While cutting with water is possible, the addition of an abrasive turned the waterjet into a modern machining tool. This began in 1935 when the idea of adding an abrasive to the water stream was developed by Elmo Smith for the field of liquid ablative blasting. Smith’s design was further refined by Leslie Tirrell of the Hydroblast Corporation in 1937, resulting in a nozzle design that created a cohesive mix of high-pressure water and abrasive. Smith and Tirrell’s nozzle design set the groundwork for an efficient abrasive waterjet cutting tool. Producing a commercially viable abrasive waterjet nozzle came next, and an engineering research team at Flow Industries built on their high-pressure pump research, as well as Tirrell’s original nozzle design from the 1930s and Schwacha’s research in high-pressure waterjet cutting from the 1950s, to develop the modern abrasive waterjet nozzle. The final step was creating a durable mixing tube that could withstand the power of the high-pressure abrasivejet, and it was Boride Products (now Kennametal) development of their ROCTEC line of ceramic tungsten carbide composite tubes that significantly increased the operational life of the abrasivejet nozzle.
As waterjet cutting moved into traditional manufacturing shops, controlling the cutter reliably and accurately was essential. Early waterjet cutting systems adapted traditional systems such as mechanical pantographs and CNC systems based on John Parsons’ 1952 NC milling machine and running G-code. Challenges inherent to waterjet technology revealed the inadequacies of traditional G-Code, as accuracy depends on varying the speed of the nozzle as it approaches corners and details.

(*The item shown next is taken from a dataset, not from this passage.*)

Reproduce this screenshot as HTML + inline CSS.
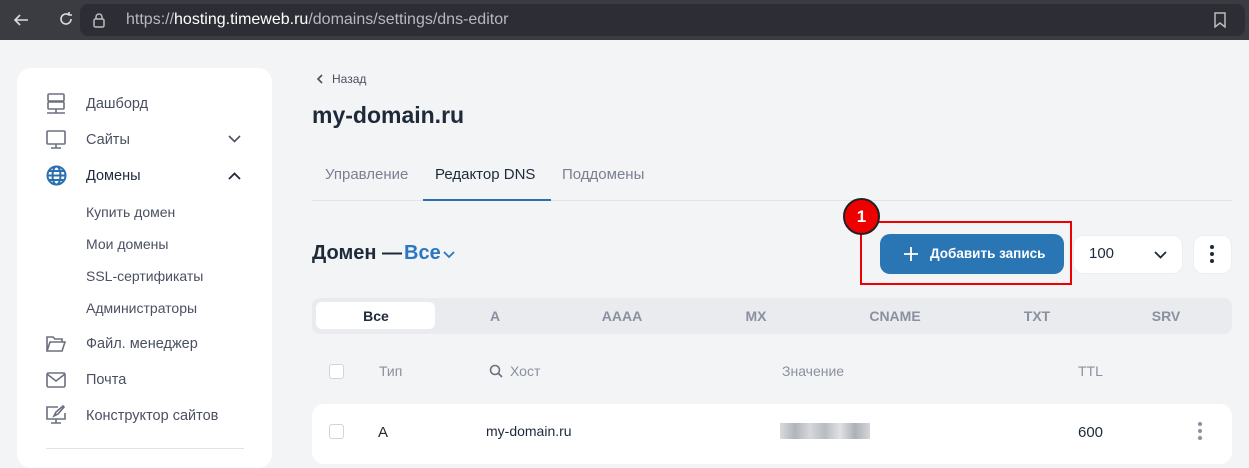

Creating motion control systems to incorporate those variables became a major innovation for leading waterjet manufacturers in the early 1990s. Upon establishing OMAX Corporatin, they developed and combined a new motion control technology with proprietary software to create an accurate, affordable abrasive waterjet machine that was unlike anything else on the market. Today, these two innovators remain highly engaged in product development and work closely with company engineers to continuously introduce new technology for an ever-evolving industry.